Overview

This file contains a set of tasks that you need to complete in R for the lab assignment. The tasks may require you to add a code chuck, type code into a chunk, and/or execute code. Don’t forget that you need to acknowledge if you used any resources beyond class materials or got help to complete the assignment.

Additional information, include examples and code, about this assignment can be found in the file “VisualizingRelationshipsBetween2Variables.html”.

The data set you will use is different than the one used in the instructions. Pay attention to the differences in the Excel files’ names, any variable names, or object names. You will need to adjust your code accordingly.

Once you have completed the assignment, you will need to knit this R Markdown file to produce an .html file. You will then need to upload the .html file and this .Rmd file to AsULearn.

1. Add your Name and the Date

The first thing you need to do in this file is to add your name and date in the lines underneath this document’s title.

2. Identify and Set Your Working Directory

You need to identify and set your working directory in this section. If you are working in the cloud version of RStudio, enter a note here to tell us that you did not need to change the working directory because you are working in the cloud.

getwd()
## [1] "C:/Users/brcla/Downloads/VisualizingRelationshipsFall2025/VisualizingRelationshipsFall2025"
setwd("C:/Users/brcla/Downloads/VisualizingRelationshipsFall2025/VisualizingRelationshipsFall2025")

3. Installing and Loading Packages and Data Set

You need to install and load the packages and data set you’ll use for the lab assignment in this section. In this lab, we will use the following packages: dplyr, tidyverse, forcats, ggplot2, janitor and openxlsx.
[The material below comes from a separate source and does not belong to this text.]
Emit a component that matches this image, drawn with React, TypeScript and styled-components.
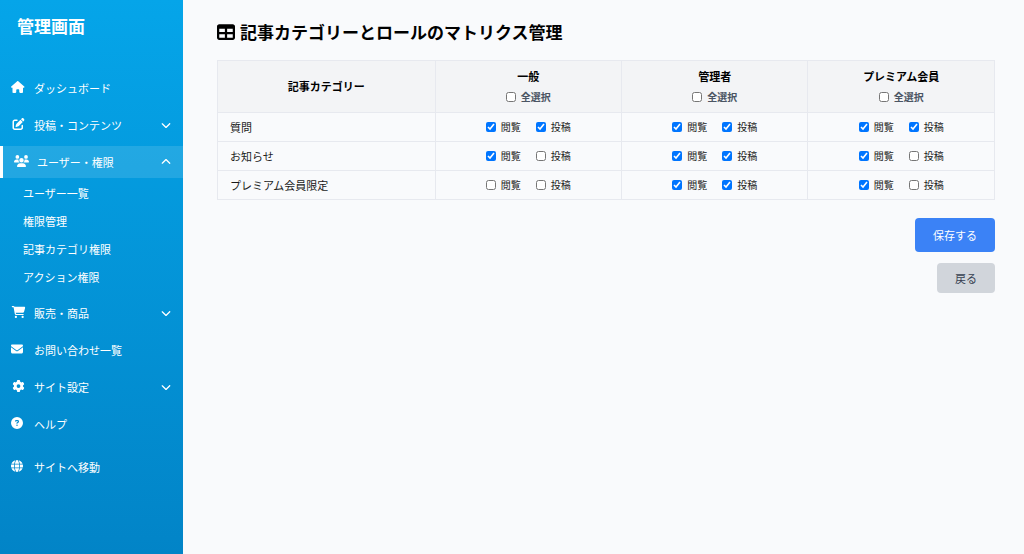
import React, { useState } from "react";
import styled, { createGlobalStyle, css } from "styled-components";
import type { IconType } from "react-icons";
import {
  FaHouse,
  FaPenToSquare,
  FaUsers,
  FaCartShopping,
  FaEnvelope,
  FaGear,
  FaCircleQuestion,
  FaGlobe,
  FaChevronDown,
  FaChevronUp,
  FaTable,
} from "react-icons/fa6";

const GlobalStyle = createGlobalStyle`
  *, *::before, *::after { box-sizing: border-box; }
  body {
    margin: 0;
    background: #f9fafc;
    color: #000;
    font-family: "Noto Sans CJK JP", sans-serif;
    font-size: 11px;
  }
  button { font-family: inherit; }
`;

const Page = styled.div`
  display: flex;
  min-height: 100vh;
`;

const Sidebar = styled.aside`
  flex: 0 0 183px;
  background: linear-gradient(to bottom, #05a5e9, #0284c7);
  color: #fff;
`;

const Brand = styled.div`
  padding: 14px 17px 34px;
  font-size: 17px;
  line-height: 24px;
  font-weight: 700;
`;

const Nav = styled.nav`
  display: flex;
  flex-direction: column;
  gap: 5px;
`;

const itemStyle = css`
  display: flex;
  align-items: center;
  width: 100%;
  height: 32px;
  padding: 0 12px 0 11px;
  color: #fff;
  font-size: 11px;
  line-height: 16px;
  text-align: left;
  text-decoration: none;
`;

const NavLink = styled.a<{ $apart?: boolean }>`
  ${itemStyle}
  margin-top: ${(p) => (p.$apart ? "6px" : "0")};
`;

const NavToggle = styled.button<{ $open: boolean }>`
  ${itemStyle}
  border: 0;
  border-left: ${(p) => (p.$open ? "3px solid #fff" : "0")};
  background: ${(p) => (p.$open ? "rgba(255, 255, 255, 0.12)" : "transparent")};
  cursor: pointer;
`;

const IconBox = styled.span`
  display: flex;
  width: 15px;
  margin: 0 8px 2px 0;

  svg {
    flex: none;
    width: 15px;
    height: 12px;
  }
`;

const ItemLabel = styled.span`
  flex: 1;
`;

const Chevron = styled.span`
  display: flex;

  svg {
    width: 10px;
    height: 10px;
  }
`;

const SubList = styled.ul`
  margin: 0;
  padding: 1px 0;
  list-style: none;
`;

const SubLink = styled.a`
  display: block;
  padding: 6px 23px;
  color: #fff;
  line-height: 16px;
  text-decoration: none;
`;

const Main = styled.main`
  flex: 1;
  min-width: 0;
  padding: 20px 29px 20px 34px;
`;

const Title = styled.h1`
  display: flex;
  align-items: center;
  gap: 5px;
  margin: 0 0 16px;
  font-size: 17px;
  line-height: 24px;
  font-weight: 700;
`;

const Matrix = styled.table`
  width: 100%;
  border-collapse: collapse;
  table-layout: fixed;
`;

const HeadCell = styled.th<{ $wide?: boolean }>`
  width: ${(p) => (p.$wide ? "28%" : "24%")};
  padding: 6px 12px 8px;
  border: 1px solid #e7e9ef;
  background: #f3f4f6;
  font-size: 11px;
  line-height: 18px;
  font-weight: 700;
`;

const NameCell = styled.th`
  padding: 6px 12px;
  border: 1px solid #e7e9ef;
  color: #1a1a1a;
  font-size: 11px;
  line-height: 16px;
  font-weight: 400;
  text-align: left;
`;

const Cell = styled.td`
  padding: 6px 12px;
  border: 1px solid #e7e9ef;
`;

const Checks = styled.div`
  display: flex;
  justify-content: center;
  gap: 15px;
`;

const CheckLabel = styled.label<{ $muted?: boolean }>`
  display: flex;
  align-items: center;
  justify-content: center;
  gap: 5px;
  margin-top: ${(p) => (p.$muted ? "5px" : "0")};
  color: ${(p) => (p.$muted ? "#4b5563" : "#1a1a1a")};
  font-size: 10px;
  line-height: ${(p) => (p.$muted ? "14px" : "16px")};
`;

const Checkbox = styled.input`
  width: 10px;
  height: 10px;
  margin: 0;
`;

const Actions = styled.div`
  display: flex;
  flex-direction: column;
  align-items: flex-end;
  gap: 11px;
  margin-top: 18px;
`;

const Button = styled.button<{ $primary?: boolean }>`
  padding: ${(p) => (p.$primary ? "9px 18px" : "7px 18px")};
  border: 0;
  border-radius: 4px;
  background: ${(p) => (p.$primary ? "#3b82f6" : "#d1d5db")};
  color: ${(p) => (p.$primary ? "#fff" : "#374151")};
  font-size: 11px;
  line-height: 16px;
  cursor: pointer;
`;

type NavItem = {
  label: string;
  icon: IconType;
  children?: string[];
  expandable?: boolean;
  apart?: boolean;
};

const navItems: NavItem[] = [
  { label: "ダッシュボード", icon: FaHouse },
  { label: "投稿・コンテンツ", icon: FaPenToSquare, expandable: true },
  {
    label: "ユーザー・権限",
    icon: FaUsers,
    expandable: true,
    children: ["ユーザー一覧", "権限管理", "記事カテゴリ権限", "アクション権限"],
  },
  { label: "販売・商品", icon: FaCartShopping, expandable: true },
  { label: "お問い合わせ一覧", icon: FaEnvelope },
  { label: "サイト設定", icon: FaGear, expandable: true },
  { label: "ヘルプ", icon: FaCircleQuestion },
  { label: "サイトへ移動", icon: FaGlobe, apart: true },
];

const roles = ["一般", "管理者", "プレミアム会員"];
const categories = ["質問", "お知らせ", "プレミアム会員限定"];
const permissions = ["閲覧", "投稿"];

// initial[category][role] = [view, post]
const initial: boolean[][][] = [
  [[true, true], [true, true], [true, true]],
  [[true, false], [true, true], [true, false]],
  [[false, false], [true, true], [true, false]],
];

function NavEntry({ item }: { item: NavItem }) {
  const [open, setOpen] = useState(Boolean(item.children));
  const Icon = item.icon;

  if (!item.expandable) {
    return (
      <NavLink href="#" $apart={item.apart}>
        <IconBox><Icon preserveAspectRatio="xMinYMid meet" /></IconBox>
        <ItemLabel>{item.label}</ItemLabel>
      </NavLink>
    );
  }

  return (
    <div>
      <NavToggle type="button" $open={open} aria-expanded={open} onClick={() => setOpen(!open)}>
        <IconBox><Icon /></IconBox>
        <ItemLabel>{item.label}</ItemLabel>
        <Chevron>{open ? <FaChevronUp /> : <FaChevronDown />}</Chevron>
      </NavToggle>
      {open && item.children && (
        <SubList>
          {item.children.map((child) => (
            <li key={child}><SubLink href="#">{child}</SubLink></li>
          ))}
        </SubList>
      )}
    </div>
  );
}

export default function App() {
  const [grants, setGrants] = useState(initial);
  const [selectAll, setSelectAll] = useState(roles.map(() => false));

  const toggle = (c: number, r: number, p: number) =>
    setGrants(grants.map((row, i) =>
      row.map((cell, j) => cell.map((v, k) => (i === c && j === r && k === p ? !v : v)))));

  const toggleAll = (r: number) => {
    const next = !selectAll[r];
    setSelectAll(selectAll.map((v, i) => (i === r ? next : v)));
    setGrants(grants.map((row) => row.map((cell, j) => (j === r ? cell.map(() => next) : cell))));
  };

  return (
    <Page>
      <GlobalStyle />
      <Sidebar>
        <Brand>管理画面</Brand>
        <Nav>
          {navItems.map((item) => <NavEntry key={item.label} item={item} />)}
        </Nav>
      </Sidebar>
      <Main>
        <Title>
          <FaTable size={18} />
          記事カテゴリーとロールのマトリクス管理
        </Title>
        <Matrix>
          <thead>
            <tr>
              <HeadCell $wide scope="col">記事カテゴリー</HeadCell>
              {roles.map((role, r) => (
                <HeadCell key={role} scope="col">
                  {role}
                  <CheckLabel $muted>
                    <Checkbox type="checkbox" checked={selectAll[r]} onChange={() => toggleAll(r)} />
                    全選択
                  </CheckLabel>
                </HeadCell>
              ))}
            </tr>
          </thead>
          <tbody>
            {categories.map((category, c) => (
              <tr key={category}>
                <NameCell scope="row">{category}</NameCell>
                {roles.map((role, r) => (
                  <Cell key={role}>
                    <Checks>
                      {permissions.map((permission, p) => (
                        <CheckLabel key={permission}>
                          <Checkbox
                            type="checkbox"
                            checked={grants[c][r][p]}
                            onChange={() => toggle(c, r, p)}
                          />
                          {permission}
                        </CheckLabel>
                      ))}
                    </Checks>
                  </Cell>
                ))}
              </tr>
            ))}
          </tbody>
        </Matrix>
        <Actions>
          <Button type="button" $primary>保存する</Button>
          <Button type="button">戻る</Button>
        </Actions>
      </Main>
    </Page>
  );
}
We have not used the package janitor in previous labs, so you will need to install it before you can load it.

library("dplyr")
## 
## Attaching package: 'dplyr'
## The following objects are masked from 'package:stats':
## 
##     filter, lag
## The following objects are masked from 'package:base':
## 
##     intersect, setdiff, setequal, union
library("tidyverse")
## ── Attaching core tidyverse packages ──────────────────────── tidyverse 2.0.0 ──
## ✔ forcats   1.0.0     ✔ readr     2.1.5
## ✔ ggplot2   3.5.2     ✔ stringr   1.5.1
## ✔ lubridate 1.9.4     ✔ tibble    3.3.0
## ✔ purrr     1.1.0     ✔ tidyr     1.3.1
## ── Conflicts ────────────────────────────────────────── tidyverse_conflicts() ──
## ✖ dplyr::filter() masks stats::filter()
## ✖ dplyr::lag()    masks stats::lag()
## ℹ Use the conflicted package (<http://conflicted.r-lib.org/>) to force all conflicts to become errors
install.packages("janitor")
## Installing package into 'C:/Users/brcla/AppData/Local/R/win-library/4.5'
## (as 'lib' is unspecified)
## package 'janitor' successfully unpacked and MD5 sums checked
## 
## The downloaded binary packages are in
##  C:\Users\brcla\AppData\Local\Temp\RtmpGy7JRY\downloaded_packages
library("openxlsx")
library("forcats")
library("ggplot2")
library("janitor")
## 
## Attaching package: 'janitor'
## The following objects are masked from 'package:stats':
## 
##     chisq.test, fisher.test
VisualizingBivariateData <- read.xlsx("VisualizingRelationshipsData.xlsx")
names(VisualizingBivariateData)
##  [1] "Observation"        "Sex"                "Age"               
##  [4] "Hometown"           "Favorite.Meat"      "Favorite.Sauce"    
##  [7] "Sweetness"          "Favorite.Side"      "Restaurant.City"   
## [10] "Restaurant.Name"    "Minutes.Driving"    "Sandwich.Price"    
## [13] "Dinner.Plate.Price" "Ribs.Price"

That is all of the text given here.